= Bicinium =

Type of Renaissance and early Baroque composition

Bicinium super Omnis arbor

In music of the Renaissance and early Baroque eras, a bicinium (pl. bicinia) was a composition for only two parts, especially one for the purpose of teaching counterpoint or singing.

The term has had two usages in music history:

1. Recently, the term has come to mean any composition at all from the Renaissance or early Baroque period for two vocal or instrumental parts.
2. Historically, a bicinium referred specifically to a two-part composition used as a teaching tool, most often in Protestant, German-speaking areas.

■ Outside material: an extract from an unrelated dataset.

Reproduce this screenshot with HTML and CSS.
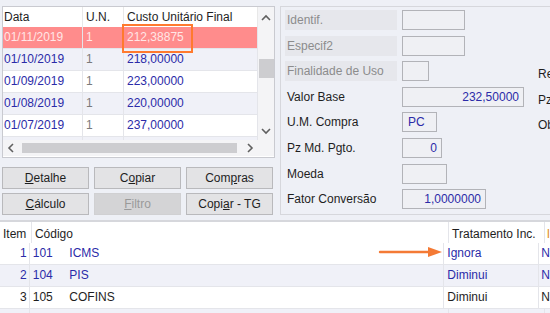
FILE: index.html
```html
<!DOCTYPE html>
<html lang="pt-BR">
<head>
    <meta charset="UTF-8">
    <title>Custos</title>
    <link rel="stylesheet" href="styles.css">
</head>
<body>
<div class="screen">
    <div class="top">
        <div class="left">
            <div class="grid-box">
                <div class="grid-main">
                    <div class="grid-body">
                        <div class="row head">
                            <span class="c-data">Data</span>
                            <span class="c-un">U.N.</span>
                            <span class="c-custo">Custo Unitário Final</span>
                        </div>
                        <div class="row sel">
                            <span class="c-data">01/11/2019</span>
                            <span class="c-un">1</span>
                            <span class="c-custo">212,38875</span>
                        </div>
                        <div class="row alt">
                            <span class="c-data">01/10/2019</span>
                            <span class="c-un">1</span>
                            <span class="c-custo">218,00000</span>
                        </div>
                        <div class="row">
                            <span class="c-data">01/09/2019</span>
                            <span class="c-un">1</span>
                            <span class="c-custo">223,00000</span>
                        </div>
                        <div class="row alt">
                            <span class="c-data">01/08/2019</span>
                            <span class="c-un">1</span>
                            <span class="c-custo">220,00000</span>
                        </div>
                        <div class="row">
                            <span class="c-data">01/07/2019</span>
                            <span class="c-un">1</span>
                            <span class="c-custo">237,00000</span>
                        </div>
                        <div class="row alt">
                            <span class="c-data"></span>
                            <span class="c-un"></span>
                            <span class="c-custo"></span>
                        </div>
                    </div>
                    <div class="vscroll">
                        <svg class="arrow-up" width="10" height="7" viewBox="0 0 10 7"><path d="M1 6 L5 2 L9 6" fill="none" stroke="#606060" stroke-width="1.6"/></svg>
                        <div class="vthumb"></div>
                        <svg class="arrow-down" width="10" height="7" viewBox="0 0 10 7"><path d="M1 1 L5 5 L9 1" fill="none" stroke="#606060" stroke-width="1.6"/></svg>
                    </div>
                </div>
                <div class="hscroll">
                    <svg width="7" height="10" viewBox="0 0 7 10"><path d="M6 1 L2 5 L6 9" fill="none" stroke="#606060" stroke-width="1.6"/></svg>
                    <div class="hthumb"></div>
                    <svg width="7" height="10" viewBox="0 0 7 10"><path d="M1 1 L5 5 L1 9" fill="none" stroke="#606060" stroke-width="1.6"/></svg>
                    <div class="corner"></div>
                </div>
            </div>
            <div class="buttons">
                <button><u>D</u>etalhe</button>
                <button>C<u>o</u>piar</button>
                <button>Com<u>p</u>ras</button>
                <button><u>C</u>álculo</button>
                <button class="disabled"><u>F</u>iltro</button>
                <button>Copi<u>a</u>r - TG</button>
            </div>
        </div>
        <div class="panel">
            <div class="fields">
                <span class="label off">Identif.</span>
                <span class="box w-63"></span>
                <span></span>

                <span class="label off">Especif2</span>
                <span class="box w-63"></span>
                <span></span>

                <span class="label off">Finalidade de Uso</span>
                <span class="box w-27"></span>
                <span class="side">Re</span>

                <span class="label">Valor Base</span>
                <span class="box w-122 num">232,50000</span>
                <span class="side">Pz</span>

                <span class="label">U.M. Compra</span>
                <span class="box w-35 txt">PC</span>
                <span class="side">Ob</span>

                <span class="label">Pz Md. Pgto.</span>
                <span class="box w-40 num">0</span>
                <span></span>

                <span class="label">Moeda</span>
                <span class="box w-45"></span>
                <span></span>

                <span class="label">Fator Conversão</span>
                <span class="box w-84 num">1,0000000</span>
                <span></span>
            </div>
        </div>
    </div>
    <div class="bottom">
        <div class="brow bhead">
            <span class="b-item">Item</span>
            <span class="b-cod">Código</span>
            <span class="b-desc"></span>
            <span class="b-trat">Tratamento Inc.</span>
            <span class="b-next orange">I</span>
        </div>
        <div class="brow blue">
            <span class="b-item">1</span>
            <span class="b-cod">101</span>
            <span class="b-desc">ICMS</span>
            <span class="b-trat">Ignora</span>
            <span class="b-next">N</span>
        </div>
        <div class="brow alt blue">
            <span class="b-item">2</span>
            <span class="b-cod">104</span>
            <span class="b-desc">PIS</span>
            <span class="b-trat">Diminui</span>
            <span class="b-next">N</span>
        </div>
        <div class="brow">
            <span class="b-item">3</span>
            <span class="b-cod">105</span>
            <span class="b-desc">COFINS</span>
            <span class="b-trat">Diminui</span>
            <span class="b-next">N</span>
        </div>
        <div class="brow alt">
            <span class="b-item"></span>
            <span class="b-cod"></span>
            <span class="b-desc"></span>
            <span class="b-trat"></span>
            <span class="b-next"></span>
        </div>
    </div>

    <div class="mark"></div>
    <svg class="pointer" width="70" height="14" viewBox="0 0 70 14">
        <path d="M2 7 L54 7" stroke="#f47a35" stroke-width="2.4" stroke-linecap="round"/>
        <path d="M50 2 L64 7 L50 12 Z" fill="#f47a35"/>
    </svg>
</div>
</body>
</html>
```

FILE: styles.css
```css
body {
    margin: 0;
    font-family: "Liberation Sans", Arial, sans-serif;
    font-size: 12px;
    color: #1e1e1e;
    background: #eef0f6;
}
.screen {
    position: relative;
    width: 550px;
    height: 313px;
    overflow: hidden;
}
.top {
    display: flex;
    padding-top: 6px;
    height: 209px;
}
.left {
    width: 273px;
    margin-left: 2px;
    flex-shrink: 0;
}

/* upper grid */
.grid-box {
    border: 1px solid #c9cad0;
    background: #ffffff;
    height: 150px;
    display: flex;
    flex-direction: column;
}
.grid-main {
    display: flex;
    height: 133px;
}
.grid-body {
    flex: 1;
    overflow: hidden;
}
.row {
    display: flex;
    height: 21px;
    line-height: 21px;
    border-bottom: 1px solid #e4e5ea;
    color: #2b2ba8;
}
.row span {
    padding-left: 1px;
    border-right: 1px solid #e4e5ea;
    white-space: nowrap;
}
.row.head {
    color: #1e1e1e;
    height: 20px;
    line-height: 20px;
    border-bottom: none;
}
.row.head span {
    border-right-color: #e8e8e8;
}
.row.alt {
    background: #f0f1f8;
}
.row.sel {
    background: #ff8c8c;
    color: #ffe6e6;
}
.c-data {
    width: 78px;
}
.c-un {
    width: 37px;
    padding-left: 3px !important;
    color: #7a7a7a;
}
.row.head .c-un {
    color: #1e1e1e;
}
.row.sel .c-un {
    color: #ffe6e6;
}
.c-custo {
    flex: 1;
    padding-left: 3px !important;
}
.vscroll {
    width: 16px;
    background: #f4f4f6;
    display: flex;
    flex-direction: column;
    align-items: center;
}
.arrow-up {
    margin-top: 7px;
}
.vthumb {
    width: 15px;
    height: 19px;
    background: #cdcdd0;
    margin-top: 38px;
}
.arrow-down {
    margin-top: auto;
    margin-bottom: 5px;
}
.hscroll {
    height: 16px;
    background: #f4f4f6;
    display: flex;
    align-items: center;
    padding-left: 4px;
}
.hthumb {
    width: 215px;
    height: 10px;
    background: #cdcdd0;
    margin: 0 10px 0 8px;
}
.corner {
    flex: 1;
}

/* buttons */
.buttons {
    display: grid;
    grid-template-columns: 87px 87px 87px;
    column-gap: 5px;
    row-gap: 4px;
    margin-top: 9px;
}
button {
    height: 22px;
    padding: 0;
    font-family: "Liberation Sans", Arial, sans-serif;
    font-size: 12px;
    color: #1e1e1e;
    background: #e3e3e5;
    border: 1px solid #b9b9bc;
}
button.disabled {
    background: #d4d4d6;
    border-color: #d0d0d2;
    color: #9a9a9a;
}

/* right panel */
.panel {
    flex: 1;
    margin-left: 5px;
    border: 1px solid #d6d7dc;
    border-right: none;
    padding: 3px 0 0 4px;
}
.fields {
    display: grid;
    grid-template-columns: 112px 131px 30px;
    column-gap: 5px;
    grid-auto-rows: 20px;
    row-gap: 5.6px;
}
.label {
    line-height: 20px;
    padding-left: 2px;
    white-space: nowrap;
}
.label.off {
    background: #e6e7ec;
    color: #8c8c8c;
}
.box {
    box-sizing: border-box;
    height: 20px;
    line-height: 18px;
    border: 1px solid #b2b3b8;
    background: #eff0f4;
    color: #2b2ba8;
}
.box.num {
    text-align: right;
    padding-right: 4px;
}
.box.txt {
    padding-left: 5px;
}
.w-63 { width: 63px; }
.w-27 { width: 27px; }
.w-122 { width: 122px; }
.w-35 { width: 35px; }
.w-40 { width: 40px; }
.w-45 { width: 45px; }
.w-84 { width: 84px; }
.side {
    line-height: 20px;
    padding-top: 3px;
    white-space: nowrap;
}

/* lower grid */
.bottom {
    margin-top: 5px;
    border-top: 2px solid #d6d7dc;
    background: #ffffff;
    height: 100px;
}
.brow {
    display: flex;
    height: 21px;
    line-height: 21px;
    border-bottom: 1px solid #e4e5ea;
    white-space: nowrap;
}
.brow.bhead {
    height: 21px;
    line-height: 25px;
    border-bottom: none;
}
.brow.alt {
    background: #f0f1f8;
}
.brow.blue {
    color: #2b2ba8;
}
.b-item {
    width: 27px;
    text-align: right;
    padding-right: 2px;
    border-right: 1px solid #e4e5ea;
}
.bhead .b-item {
    text-align: left;
    padding-left: 3px;
    width: 26px;
}
.b-cod {
    width: 37px;
    padding-left: 3px;
}
.b-desc {
    width: 378px;
    border-right: 1px solid #e4e5ea;
}
.b-trat {
    width: 92px;
    padding-left: 3px;
    border-right: 1px solid #e4e5ea;
}
.b-next {
    padding-left: 2px;
    color: #2b2ba8;
}
.brow:not(.blue) .b-next {
    color: #1e1e1e;
}
.b-next.orange {
    color: #e0902a !important;
}

/* overlays */
.mark {
    position: absolute;
    left: 122px;
    top: 24px;
    width: 67px;
    height: 25px;
    border: 2px solid #ff7a2e;
}
.pointer {
    position: absolute;
    left: 378px;
    top: 245px;
}
```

The term was first used in Poland, by Jan z Lublina in a treatise of 1540. Volumes of bicinia were published in the next several decades in Germany, the Low Countries, and even in Italy, as the usefulness of bicinia as teaching aids became apparent. In addition, Martin Luther had strongly expressed that children should learn both music and the psalms: bicinia with German texts from the Psalms fulfilled his purpose.

Students could be expected to master singing a single part in a duet more easily than a part in a larger ensemble. Usually a bicinium was designed to be sung or played by students of the same age and ability, rather than for a single student and a teacher.

This model of moving from two-part study, writing, and singing to three parts and then more was adopted by Heinrich Glarean in his Dodecachordon (1547), one of the most influential music theory and pedagogy treatises of the Renaissance.

In a similar manner, present-day music students typically learn counterpoint first by writing in two parts, and then later in three, only moving to four or more parts after mastering the earlier stages.

A similar pedagogical composition for three voices is known as a tricinium (pl. tricinia).